Critical properties of the high-energy electron-beam-irradiated superconductor weak links

Abstract

We have studied the effects of high-energy electron-beam irradiation on the superconducting transition properties of an YBCO bicrystal junction, a focused ion-beam (FIB)-patterned YBCO nanobridge, a MgB2 intergrain nanobridge, and a BaKFeAs multigrain microbridge. We used one sample for each junction type and repeated the irradiation-and-measurement process at 6 accumulated-dose steps: 0, 3 x 10(14), 10(15), 3 x 10(15), 10(16), and 10(17) e/cm(2). A uniform electron beam with a 1-MeV kinetic energy was irradiated indiscrimately over the samples. We measured the resistive transition temperature, the normal-state resistance, and the critical current. The irradiation effect was significant for all the samples except the BaKFeAs microbridge. The critical current data for the YBCO bicrystal junction and the MgB2 intergrain nanobridge had a maximum at 3 x 10(15) e/cm(2), and the YBCO nanobridge showed a monotonic decrease.
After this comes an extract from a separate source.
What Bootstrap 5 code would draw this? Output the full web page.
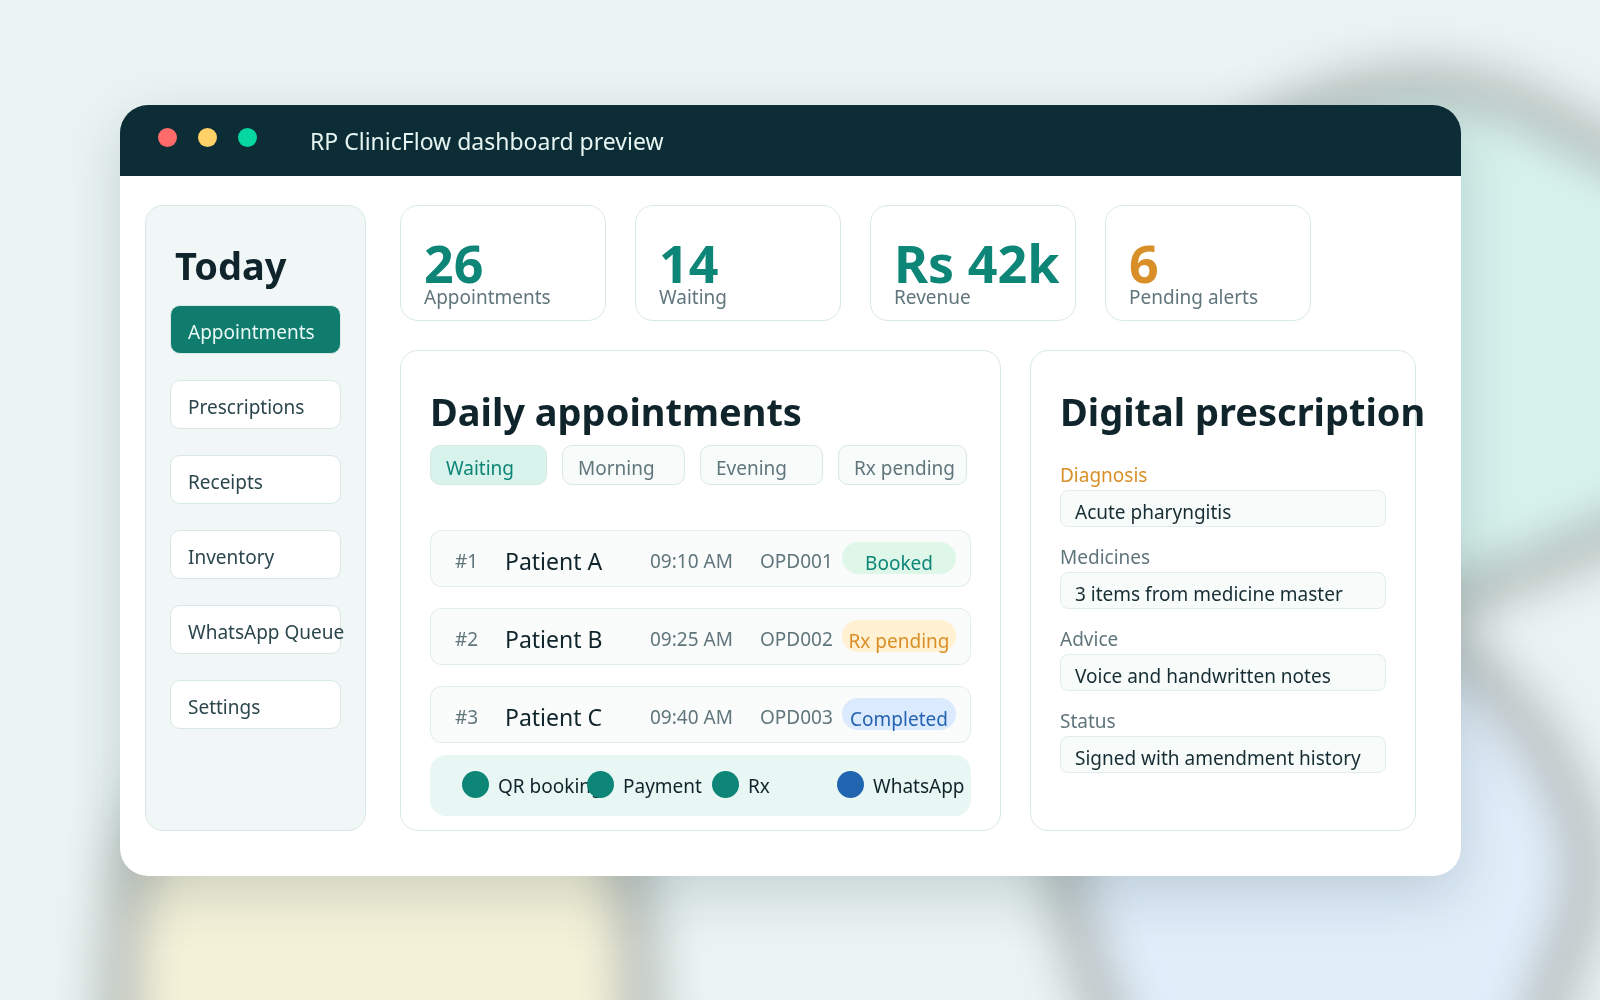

For all the samples, the normal state resistance increased monotonically with increasing dose by up to similar to 20% at 10(16) e/cm(2), and the change in T (c) was negligible. The results showed that the YBCO and MgB2 weak links were susceptive to irradiation, indicating the possibility of controlling the critical current of those junctions by using high-energy electron-beam irradiation.